Training Track: Applied Social
Lab: The Group-Decision Making Lab
Advisor: R. Scott Tindale, Ph.D.
Office: Coffey Hall LL05
My research primarily focuses on issues of information processing, social influence, and morality in individual and group decision making. For example, some of my research has focused on how group members share certain representations of a task (or certain cognitive processes/heuristics activated by the task) and how these shared representations impact group decisions, performance, and intragroup processes, particularly in terms of ethical decision-making and moral reasoning. In another line of research, I am investigating the mediational role of group norms on cognitive processing styles. Specifically, I am interested in how norms that enhance or protect a particular group may lead to more dogmatic (versus open-minded) cognition and how this may influence subsequent cooperation.
Masters Thesis Title
Group-level differences of moral foundations
Masters Thesis Abstract
Previous research has started to map the moral domain for individual actors.

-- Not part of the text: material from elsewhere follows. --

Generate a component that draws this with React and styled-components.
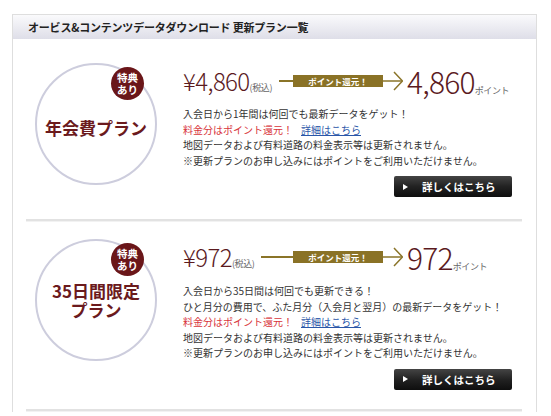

In particular, Haidt and colleagues (Haidt, 2007, 2008; Haidt & Graham, 2007; Haidt & Joseph, 2004) have extended the moral domain beyond the traditional notions of justice and rights concerns. From this line of research, moral foundations theory emerged, which holds moral intuitions derive from innate psychological mechanisms that co-evolved with cultural institutions and practices. However, to date, there has not been a systematic demonstration of how these moral foundations operate within intergroup settings. Janoff-Bulman and Carnes (2013) have proposed a comprehensive model of the moral landscape that includes a group component; however, this model has received some criticism (e.g., Graham, 2013). The current study examined how moral foundations operate from a group perspective. Moreover, potential outgroup moderators of moral foundations were examined. Participants were placed into one of two conditions in which they rated the extent to which various concerns were relevant when making moral judgments about their ingroup and various outgroups. Two sets of three different outgroups conforming to the various quadrants of the stereotype content model were used. Results showed significant differences for the harm, fairness, and loyalty foundations between ingroups and outgroups. Moreover, the type of outgroup significantly influenced moral foundations scores. Taken together, these findings demonstrate the importance of considering moral foundations at the group level.